Relating stories of his poor childhood to a reporter, he rhapsodized about how essential his local library was in his younger years, especially the very few volumes dedicated to cinema history in the Queens of the early 1950’s. He had his favorites, and borrowed them as frequently as he could, but the images within one special work, Deems Taylor’s A Pictorial History of the Movies, burned their way into his mind in a such a singular way that he simply could not bear to part with them, and he succumbed to his passion by ripping out selected pages and spiriting them home. Hardly the stuff of Goodfellas, but, as a fellow book nerd, I can relate.
And, as a photographer, I am still falling madly, deeply, weirdly in love with books, and in many cases, I find it torture to prevent myself from “pulling a Scorcese” and carting the odd volume away. The elegance, the design, the permanence of books penetrates to my soul, and so it’s fortunate that I have had a camera on hand when eyeing other people’s libraries over the years; it’s kept me out of the pokey.

In the case of the collection of Elizabeth Barrett Browning poems seen here, “our” meeting was most random. Marian and I rented an AirB&B for a recent vacation stay, a lovely little casita outfitted with wonderful taste by its owner, who truly went the extra mile on decor, making the space resemble a cozy, settled household rather than a rental unit. One of the nicer touches was her use of variously sized books, the kinds sold in lots as visual props, and available from many design houses. Most were recent novels of no distinction, added merely for color and texture, and so the Browning volume was striking in that it looked not only a great deal older, but was also more intricately detailed and designed.

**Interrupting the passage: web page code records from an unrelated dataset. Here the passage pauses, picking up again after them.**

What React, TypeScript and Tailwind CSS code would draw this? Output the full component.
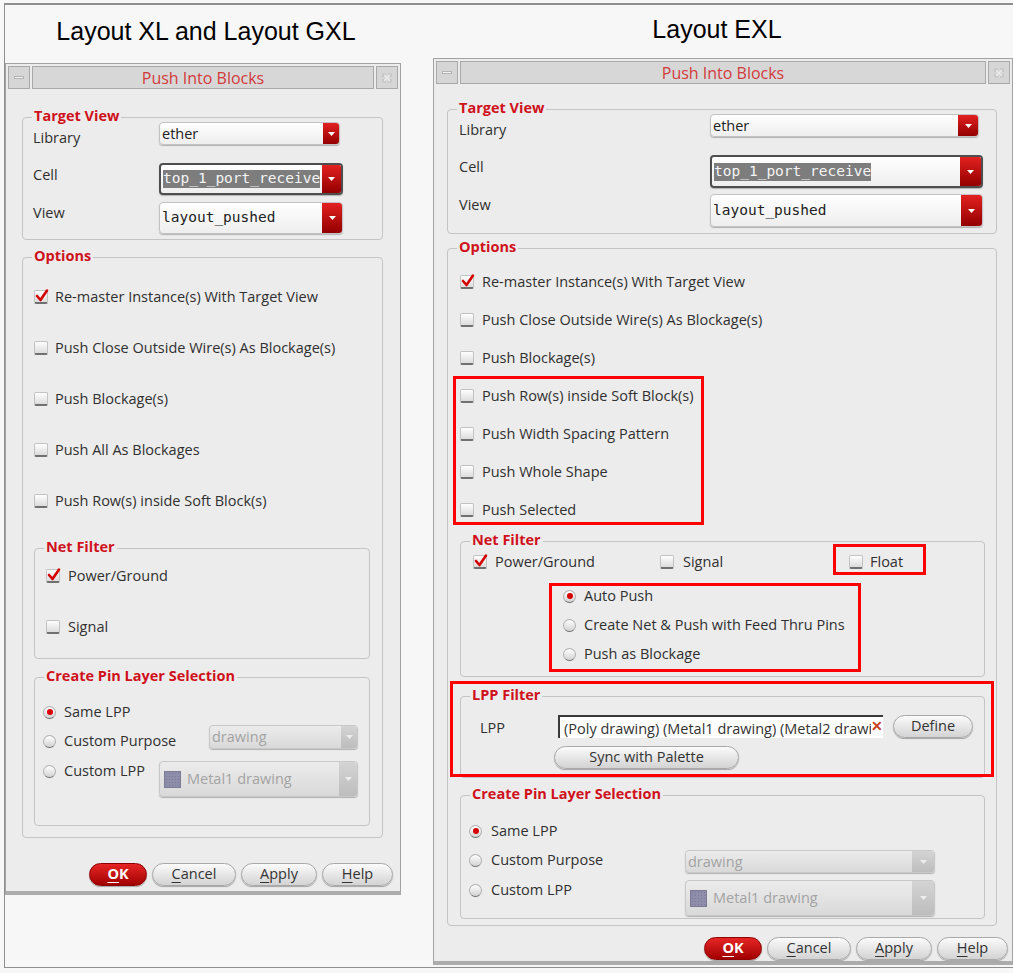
import React from "react";

type Kids = { children?: React.ReactNode };

function Check({ checked = false }: { checked?: boolean }) {
  return (
    <span className="relative block w-[14px] h-[14px] shrink-0 rounded-[2px] border border-[#c2c2c2] border-b-[2px] border-b-[#707070] bg-linear-to-b from-[#fefefe] to-[#dcdcdc]">
      {checked && (
        <svg className="absolute left-[0px] top-[-3px]" width="14" height="15" viewBox="0 0 14 15">
          <path d="M2 8 L5.5 12 L12 2.5" stroke="#d40000" strokeWidth="2.6" fill="none" strokeLinejoin="round" strokeLinecap="round" />
        </svg>
      )}
    </span>
  );
}

function Radio({ on = false }: { on?: boolean }) {
  return (
    <span className="flex w-[13px] h-[13px] shrink-0 rounded-full items-center justify-center border border-[#b0b0b0] border-b-[#6c6c6c] bg-linear-to-b from-white to-[#d2d2d2]">
      {on && <span className="block w-[6px] h-[6px] rounded-full bg-[#d60000]" />}
    </span>
  );
}

function CheckRow({ label, checked = false, gap = "gap-[7px]" }: { label: string; checked?: boolean; gap?: string }) {
  return (
    <div className={`h-[20px] flex items-center ${gap}`}>
      <Check checked={checked} />
      <span className="text-[14.5px] leading-[20px] whitespace-nowrap">{label}</span>
    </div>
  );
}

function RadioRow({ label, on = false, gap = "gap-[8px]" }: { label: string; on?: boolean; gap?: string }) {
  return (
    <div className={`h-[20px] flex items-center ${gap}`}>
      <Radio on={on} />
      <span className="text-[14.5px] leading-[20px] whitespace-nowrap">{label}</span>
    </div>
  );
}

function Arrow({ disabled = false }: { disabled?: boolean }) {
  return (
    <svg width="7" height="4" viewBox="0 0 7 4">
      <path d="M0 0 H7 L3.5 4 Z" fill={disabled ? "#ededed" : "#ffffff"} />
    </svg>
  );
}

function Combo({
  cls,
  btn = "w-[18px]",
  focused = false,
  disabled = false,
  children,
}: {
  cls: string;
  btn?: string;
  focused?: boolean;
  disabled?: boolean;
} & Kids) {
  const border = focused
    ? "border-2 border-[#4e4e4e]"
    : disabled
    ? "border border-[#c8c8c8]"
    : "border border-[#c2c2c2]";
  const bg = disabled ? "bg-linear-to-b from-[#ececec] to-[#d9d9d9]" : "bg-linear-to-b from-white to-[#eeeeee]";
  return (
    <div className={`${cls} ${border} ${bg} shrink-0 flex rounded-[4px] overflow-hidden shadow-[0_1px_1px_rgba(0,0,0,0.25)]`}>
      <div className="flex-1 min-w-0 flex items-center pl-[2px] overflow-hidden whitespace-nowrap">{children}</div>
      <div
        className={`${btn} shrink-0 flex items-center justify-center ${
          disabled ? "bg-linear-to-b from-[#d4d4d4] to-[#bdbdbd]" : "bg-linear-to-b from-[#e42020] to-[#930000]"
        }`}
      >
        <Arrow disabled={disabled} />
      </div>
    </div>
  );
}

function Group({ title, className = "", children }: { title: string; className?: string } & Kids) {
  return (
    <div className={`relative border border-[#c4c4c4] rounded-[4px] ${className}`}>
      <span className="absolute -top-[11px] left-[9px] px-[2px] bg-[#ececec] text-[14.5px] leading-[18px] font-bold text-[#d0111b] whitespace-nowrap">
        {title}
      </span>
      {children}
    </div>
  );
}

function Btn({ w, primary = false, children }: { w: string; primary?: boolean } & Kids) {
  return (
    <div
      className={`${w} h-[23px] shrink-0 rounded-full flex items-center justify-center text-[14.5px] leading-none border shadow-[0_1px_1px_rgba(0,0,0,0.3)] ${
        primary
          ? "border-[#8c0000] bg-linear-to-b from-[#e62424] to-[#a20000] text-white font-bold"
          : "border-[#a8a8a8] bg-linear-to-b from-[#fbfbfb] to-[#d3d3d3] text-[#333]"
      }`}
    >
      {children}
    </div>
  );
}

function U({ children }: Kids) {
  return <span className="underline underline-offset-[3px]">{children}</span>;
}

function Buttons({ cls }: { cls: string }) {
  return (
    <div className={`flex justify-end gap-[5px] ${cls}`}>
      <Btn w="w-[58px]" primary>
        <U>O</U>K
      </Btn>
      <Btn w="w-[84px]">
        <U>C</U>ancel
      </Btn>
      <Btn w="w-[76px]">
        <U>A</U>pply
      </Btn>
      <Btn w="w-[71px]">
        <U>H</U>elp
      </Btn>
    </div>
  );
}

function TitleBar() {
  return (
    <div className="flex gap-[2px] px-[2px] pt-[2px] h-[25px]">
      <div className="w-[22px] h-[23px] border border-[#a9a9a9] bg-[#d6d6d6] flex items-center justify-center">
        <span className="block w-[10px] h-[3px] bg-[#f2f2f2] border border-[#b4b4b4]" />
      </div>
      <div className="flex-1 h-[23px] border border-[#a9a9a9] bg-[#d7d7d7] flex items-center justify-center text-[16px] leading-none text-[#d33a3c]">
        Push Into Blocks
      </div>
      <div className="w-[22px] h-[23px] border border-[#a9a9a9] bg-[#d6d6d6] flex items-center justify-center">
        <svg width="12" height="12" viewBox="0 0 12 12" fill="none" stroke="#ececec" strokeWidth="1.2">
          <path d="M2 2 L10 10 M10 2 L2 10" />
          <path d="M2 5 V2 H5 M7 2 H10 V5 M10 7 V10 H7 M5 10 H2 V7" stroke="#bdbdbd" />
        </svg>
      </div>
    </div>
  );
}

function Dialog({ className = "", bodyCls, children }: { className?: string; bodyCls: string } & Kids) {
  return (
    <div className={`border border-[#a3a3a3] border-b-[4px] border-b-[#acacac] bg-[#ececec] ${className}`}>
      <TitleBar />
      <div className={bodyCls}>{children}</div>
    </div>
  );
}

function Label({ cls, children }: { cls: string } & Kids) {
  return <span className={`${cls} relative shrink-0 h-[20px] text-[14.5px] leading-[20px]`}>{children}</span>;
}

function Mono({ sel = false, children }: { sel?: boolean } & Kids) {
  return (
    <span
      className={`inline-block h-[18px] font-['DejaVu_Sans_Mono',monospace] text-[14.5px] leading-[17px] ${
        sel ? "bg-[#7d7d7d] text-[#f4f4f4]" : "text-[#222]"
      }`}
    >
      {children}
    </span>
  );
}

function Swatch() {
  return (
    <span className="block w-[17px] h-[17px] shrink-0 mr-[6px] ml-[2px] border border-[#7a7a92] bg-[#8e8eab] bg-[radial-gradient(#7a7a98_1px,transparent_1px)] bg-[length:3px_3px]" />
  );
}

function LeftDialog() {
  return (
    <Dialog className="w-[396px]" bodyCls="pl-[16px] pr-[7px] pt-[28px] pb-[5px]">
      <Group title="Target View" className="mr-[10px] pt-[4px] pb-[5px] pl-[10px]">
        <div className="flex items-start">
          <Label cls="w-[126px] top-[6px]">Library</Label>
          <Combo cls="w-[181px] h-[23px]" btn="w-[16px]">
            <span className="text-[14.5px] text-[#222]">ether</span>
          </Combo>
        </div>
        <div className="flex items-start mt-[18px]">
          <Label cls="w-[126px] top-[2px]">Cell</Label>
          <Combo cls="w-[184px] h-[32px]" btn="w-[19px]" focused>
            <Mono sel>top_1_port_receive</Mono>
          </Combo>
        </div>
        <div className="flex items-start mt-[7px]">
          <Label cls="w-[126px] top-[1px]">View</Label>
          <Combo cls="w-[184px] h-[32px]" btn="w-[20px]">
            <Mono>layout_pushed</Mono>
          </Combo>
        </div>
      </Group>

      <Group title="Options" className="mt-[17px] mr-[10px] pt-[29px] pb-[11px]">
        <div className="pl-[11px] flex flex-col gap-[31px]">
          <CheckRow label="Re-master Instance(s) With Target View" checked />
          <CheckRow label="Push Close Outside Wire(s) As Blockage(s)" />
          <CheckRow label="Push Blockage(s)" />
          <CheckRow label="Push All As Blockages" />
          <CheckRow label="Push Row(s) inside Soft Block(s)" />
        </div>

        <Group title="Net Filter" className="mt-[37px] ml-[11px] mr-[12px] pt-[17px] pb-[21px] pl-[11px]">
          <CheckRow label="Power/Ground" checked gap="gap-[8px]" />
          <div className="mt-[31px]">
            <CheckRow label="Signal" gap="gap-[8px]" />
          </div>
        </Group>

        <Group title="Create Pin Layer Selection" className="mt-[18px] ml-[11px] mr-[12px] pt-[24px] pb-[28px] pl-[8px] pr-[11px]">
          <RadioRow label="Same LPP" on />
          <div className="mt-[3px] flex items-start justify-between">
            <div className="relative top-[6px]">
              <RadioRow label="Custom Purpose" />
            </div>
            <Combo cls="w-[149px] h-[24px]" btn="w-[16px]" disabled>
              <span className="text-[14.5px] text-[#a3a3a3]">drawing</span>
            </Combo>
          </div>
          <div className="mt-[12px] flex items-start justify-between">
            <RadioRow label="Custom LPP" />
            <Combo cls="w-[199px] h-[36px]" btn="w-[18px]" disabled>
              <Swatch />
              <span className="text-[14.5px] text-[#a3a3a3]">Metal1 drawing</span>
            </Combo>
          </div>
        </Group>
      </Group>

      <Buttons cls="mt-[25px]" />
    </Dialog>
  );
}

function RightDialog() {
  return (
    <Dialog className="w-[580px]" bodyCls="pl-[13px] pr-[4px] pt-[25px] pb-[1px]">
      <Group title="Target View" className="mr-[11px] pt-[4px] pb-[6px] pl-[11px]">
        <div className="flex items-start">
          <Label cls="w-[251px] top-[6px]">Library</Label>
          <Combo cls="w-[269px] h-[23px]" btn="w-[20px]">
            <span className="text-[14.5px] text-[#222]">ether</span>
          </Combo>
        </div>
        <div className="flex items-start mt-[18px]">
          <Label cls="w-[251px] top-[2px]">Cell</Label>
          <Combo cls="w-[273px] h-[33px]" btn="w-[21px]" focused>
            <Mono sel>top_1_port_receive</Mono>
          </Combo>
        </div>
        <div className="flex items-start mt-[6px]">
          <Label cls="w-[251px] top-[1px]">View</Label>
          <Combo cls="w-[273px] h-[33px]" btn="w-[21px]">
            <Mono>layout_pushed</Mono>
          </Combo>
        </div>
      </Group>

      <Group title="Options" className="mt-[14px] mr-[11px] pt-[23px] pb-[6px]">
        <div className="pl-[12px] flex flex-col gap-[18px]">
          <CheckRow label="Re-master Instance(s) With Target View" checked gap="gap-[8px]" />
          <CheckRow label="Push Close Outside Wire(s) As Blockage(s)" gap="gap-[8px]" />
          <CheckRow label="Push Blockage(s)" gap="gap-[8px]" />
          <div className="relative flex flex-col gap-[18px]">
            <span className="absolute -top-[10px] -left-[7px] w-[251px] h-[149px] border-[3px] border-[#ff0000]" />
            <CheckRow label="Push Row(s) inside Soft Block(s)" gap="gap-[8px]" />
            <CheckRow label="Push Width Spacing Pattern" gap="gap-[8px]" />
            <CheckRow label="Push Whole Shape" gap="gap-[8px]" />
            <CheckRow label="Push Selected" gap="gap-[8px]" />
          </div>
        </div>

        <Group title="Net Filter" className="mt-[21px] ml-[12px] mr-[11px] pt-[10px] pb-[12px] pl-[12px]">
          <div className="flex">
            <div className="w-[187px]">
              <CheckRow label="Power/Ground" checked gap="gap-[8px]" />
            </div>
            <div className="w-[189px]">
              <CheckRow label="Signal" gap="gap-[9px]" />
            </div>
            <div className="relative">
              <span className="absolute -top-[8px] -left-[16px] w-[93px] h-[31px] border-[3px] border-[#ff0000]" />
              <CheckRow label="Float" gap="gap-[7px]" />
            </div>
          </div>
          <div className="relative mt-[14px] ml-[90px] w-[280px] flex flex-col gap-[9px]">
            <span className="absolute -top-[3px] -left-[14px] w-[312px] h-[89px] border-[3px] border-[#ff0000]" />
            <RadioRow label="Auto Push" on />
            <RadioRow label="Create Net & Push with Feed Thru Pins" />
            <RadioRow label="Push as Blockage" />
          </div>
        </Group>

        <Group title="LPP Filter" className="mt-[19px] ml-[12px] mr-[11px] pt-[18px] pb-[8px] pl-[19px]">
          <span className="absolute -top-[16px] -left-[11px] w-[544px] h-[96px] border-[3px] border-[#ff0000]" />
          <div className="flex items-start">
            <Label cls="w-[78px] top-[3px]">LPP</Label>
            <div className="relative w-[325px] h-[23px] bg-white border-t-2 border-l-2 border-[#3a3a3a] flex items-center">
              <div className="w-[312px] overflow-hidden whitespace-nowrap pl-[4px]">
                <span className="text-[14.5px] leading-[18px] text-[#333]">(Poly drawing) (Metal1 drawing) (Metal2 drawing)</span>
              </div>
              <span className="text-[14px] leading-[14px] font-bold text-[#c8401a] -mt-[4px]">✕</span>
            </div>
            <div className="ml-[10px]">
              <Btn w="w-[80px]">Define</Btn>
            </div>
          </div>
          <div className="mt-[8px] ml-[74px]">
            <Btn w="w-[185px]">Sync with Palette</Btn>
          </div>
        </Group>

        <Group title="Create Pin Layer Selection" className="mt-[17px] ml-[12px] mr-[11px] pt-[25px] pb-[2px] pl-[8px] pr-[49px]">
          <RadioRow label="Same LPP" on gap="gap-[9px]" />
          <div className="mt-[9px] flex items-start justify-between">
            <RadioRow label="Custom Purpose" gap="gap-[9px]" />
            <Combo cls="w-[250px] h-[23px]" btn="w-[22px]" disabled>
              <span className="text-[14.5px] text-[#a3a3a3]">drawing</span>
            </Combo>
          </div>
          <div className="mt-[7px] flex items-start justify-between">
            <RadioRow label="Custom LPP" gap="gap-[9px]" />
            <Combo cls="w-[250px] h-[36px]" btn="w-[22px]" disabled>
              <Swatch />
              <span className="text-[14.5px] text-[#a3a3a3]">Metal1 drawing</span>
            </Combo>
          </div>
        </Group>
      </Group>

      <Buttons cls="mt-[11px]" />
    </Dialog>
  );
}

export default function App() {
  return (
    <div className="w-[1013px] h-[973px] bg-[#f7f7f7] pt-[3px] pl-[4px] overflow-hidden font-['Open_Sans',sans-serif] text-[#303030]">
      <div className="h-[965px] w-[1009px] border-t-2 border-l border-b border-[#8f8f8f] flex items-start">
        <div className="w-[396px] flex flex-col">
          <div className="h-[58px] pt-[14px] pl-[6px] text-center font-['Liberation_Sans',Arial,sans-serif] text-[25px] leading-[25px] text-black">
            Layout XL and Layout GXL
          </div>
          <LeftDialog />
        </div>
        <div className="ml-[32px] w-[580px] flex flex-col">
          <div className="h-[53px] pt-[12px] pr-[12px] text-center font-['Liberation_Sans',Arial,sans-serif] text-[25px] leading-[25px] text-black">
            Layout EXL
          </div>
          <RightDialog />
        </div>
      </div>
    </div>
  );
}
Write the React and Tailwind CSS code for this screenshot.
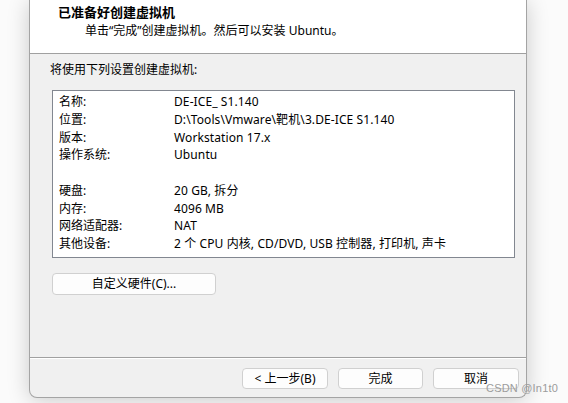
export default function App() {
  const rows = [
    ["名称:", "DE-ICE_ S1.140"],
    ["位置:", "D:\\Tools\\Vmware\\靶机\\3.DE-ICE S1.140"],
    ["版本:", "Workstation 17.x"],
    ["操作系统:", "Ubuntu"],
    ["", ""],
    ["硬盘:", "20 GB, 拆分"],
    ["内存:", "4096 MB"],
    ["网络适配器:", "NAT"],
    ["其他设备:", "2 个 CPU 内核, CD/DVD, USB 控制器, 打印机, 声卡"],
  ];
  return (
    <div className="relative w-[568px] h-[403px] overflow-hidden bg-[#fbfbfb] font-['Noto_Sans','Noto_Sans_CJK_SC',sans-serif] text-[12px] text-black">
      <div className="ml-[29px] w-[498px] h-[398px] flex flex-col bg-[#f0f0f0] border-x border-b border-[#a4a4a4] rounded-b-[8px] overflow-hidden shadow-[0_2px_22px_rgba(0,0,0,0.2)]">
        <div className="h-[54px] shrink-0 bg-white border-b border-[#a0a0a0] flex flex-col">
          <div className="pl-[28px] pt-[4px] leading-[16px] font-bold text-[13px]">已准备好创建虚拟机</div>
          <div className="pl-[55px] mt-[3px] leading-[16px]">单击“完成”创建虚拟机。然后可以安装 Ubuntu。</div>
        </div>
        <div className="flex-1 flex flex-col">
          <div className="pl-[20px] mt-[8px] leading-[16px]">将使用下列设置创建虚拟机:</div>
          <div className="ml-[22px] mt-[12px] w-[463px] h-[168px] bg-white border border-[#828790] pt-[2px]">
            {rows.map(([k, v], i) => (
              <div key={i} className="flex h-[17.75px] leading-[17.75px] whitespace-nowrap">
                <div className="pl-[6px] w-[121px] shrink-0">{k}</div>
                <div className="tracking-[0.1px]">{v}</div>
              </div>
            ))}
          </div>
          <div className="ml-[22px] mt-[15px] w-[164px] h-[22px] rounded-[4px] border border-[#d0d0d0] bg-[#fdfdfd] flex items-center justify-center leading-none">
            自定义硬件(C)...
          </div>
        </div>
        <div className="h-[2px] shrink-0 border-t border-[#a0a0a0] border-b border-b-white"></div>
        <div className="h-[38px] shrink-0 flex justify-end items-start gap-[10px] pr-[7px] pt-[9px]">
          <div className="w-[86px] h-[21px] rounded-[4px] border border-[#d0d0d0] bg-[#fdfdfd] flex items-center justify-center leading-none">&lt; 上一步(B)</div>
          <div className="w-[85px] h-[21px] rounded-[4px] border border-[#d0d0d0] bg-[#fdfdfd] flex items-center justify-center leading-none">完成</div>
          <div className="w-[86px] h-[21px] rounded-[4px] border border-[#d0d0d0] bg-[#fdfdfd] flex items-center justify-center leading-none">取消</div>
        </div>
      </div>
      <div className="absolute left-[486px] top-[381px] text-[11px] leading-[14px] text-[#9c9c9c] font-['Liberation_Sans',sans-serif] tracking-[0.2px]">CSDN @In1t0</div>
    </div>
  );
}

It was a triumph of little touches. Its title page illustration of Ms. B. was protected by a delicate tissue (still intact). Its binding was gnarled and pebbled. Its pages were slightly browned at the corners. Its typefaces were elegant and intricate. I seriously teetered for a moment on the brink of “should I snag this?” but defaulted to a tabletop homage instead, making the old poetic word for pages, or “leaves”, into literal bookmarks, and using a Lensbaby Velvet 56 for a soft, ethereal glow. And so, without resorting to thievery, I now owned something of the original book, and yet something uniquely mine as well. That’s what a photograph can do; it uses reality as a mere point of departure, with the ultimate destination anyone’s guess.